Smiley recruta Jerry Westerby, o “colegial” do título, aristocrata obscuro, romancista falhado, várias vezes casado, um ex-agente que se aborrece no seu retiro em Itália e se dispõe a engrossar as hostes de jornalistas de diversas nacionalidades (praticamente aprisionados na então colónia inglesa na China), com a missão de seguir o rasto de largas somas de dinheiro que afluem, provenientes de Moscovo, para uma conta numerada, pertença de uma figura poderosa, um tal Drake Ko, presidente da China Airsea e conhecido filantropo. A partir dos sufocantes quartos e clubes da colónia, é possível contemplar o território inimigo, essa China que se agiganta sob a liderança de Mao Tsé-Tung. Para Westerby, é o início de um longo e acidentado percurso através do Laos, do Camboja e da Tailândia, com a missão de sabotar os financiamentos de Moscovo no Extremo Oriente, à medida que investiga os segredos de Ko e se embrenha cada vez mais numa rede perigosa e funesta.

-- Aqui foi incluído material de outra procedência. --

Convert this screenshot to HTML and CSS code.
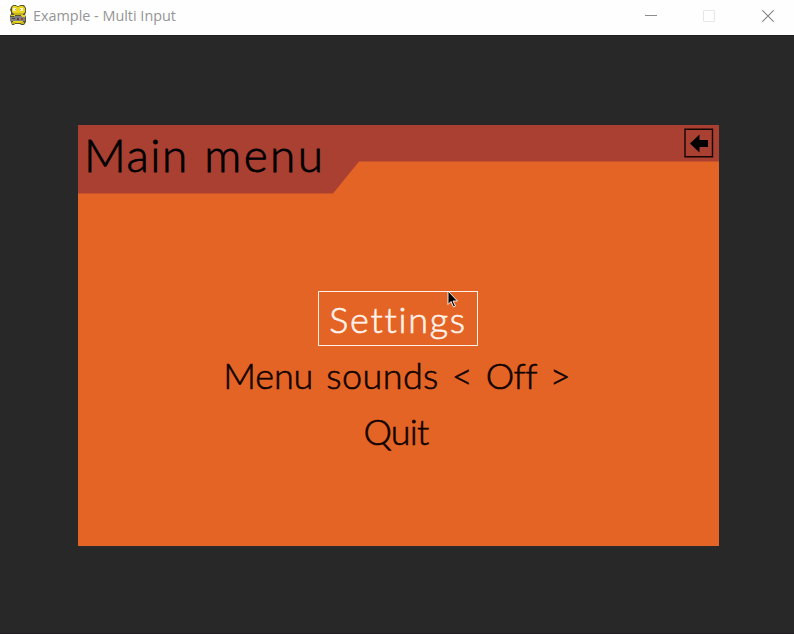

Em O Ilustre Colegial — cuja epígrafe é um verso de Auden que refere os rapazes que desde o Colégio sabem que “o Mal com Mal se paga” —, embora seja visível a influência de Graham Greene, a verdade é que le Carré cria, em Westerby, um protagonista parecido com o James Bond de Ian Fleming, mais um de uma longa lista de atraentes e cavalheirescos britânicos que, com a mesma facilidade e desenvoltura, atravessam fronteiras a salto, roubam segredos, escondem cadáveres, manipulam governos e exércitos, emborcam gins e martinis, agregam-se em saudável e estrepitoso convívio com os seus pares e inimigos e suam as estopinhas, enquanto fêmeas embasbacadas os seguem quase sem pestanejar. De notar o contraste com Smiley, assoberbado por questões morais, enredado em paradoxos, perseguido pela traição de amantes, amigos e camaradas e permanentemente agastado com a incompetência das instituições, com a venalidade dos políticos, com a ganância dos “primos” americanos e com a omnipresente chuva londrina.

O Ilustre Colegial

 faz justiça à ideia de que a espionagem é um dos terrenos mais férteis para a ficção; com o seu jogo de sombras e uma perpétua rotatividade de máscaras, vai ao encontro da irónica frase do autor: “Ao que parece, só a traição é intemporal.”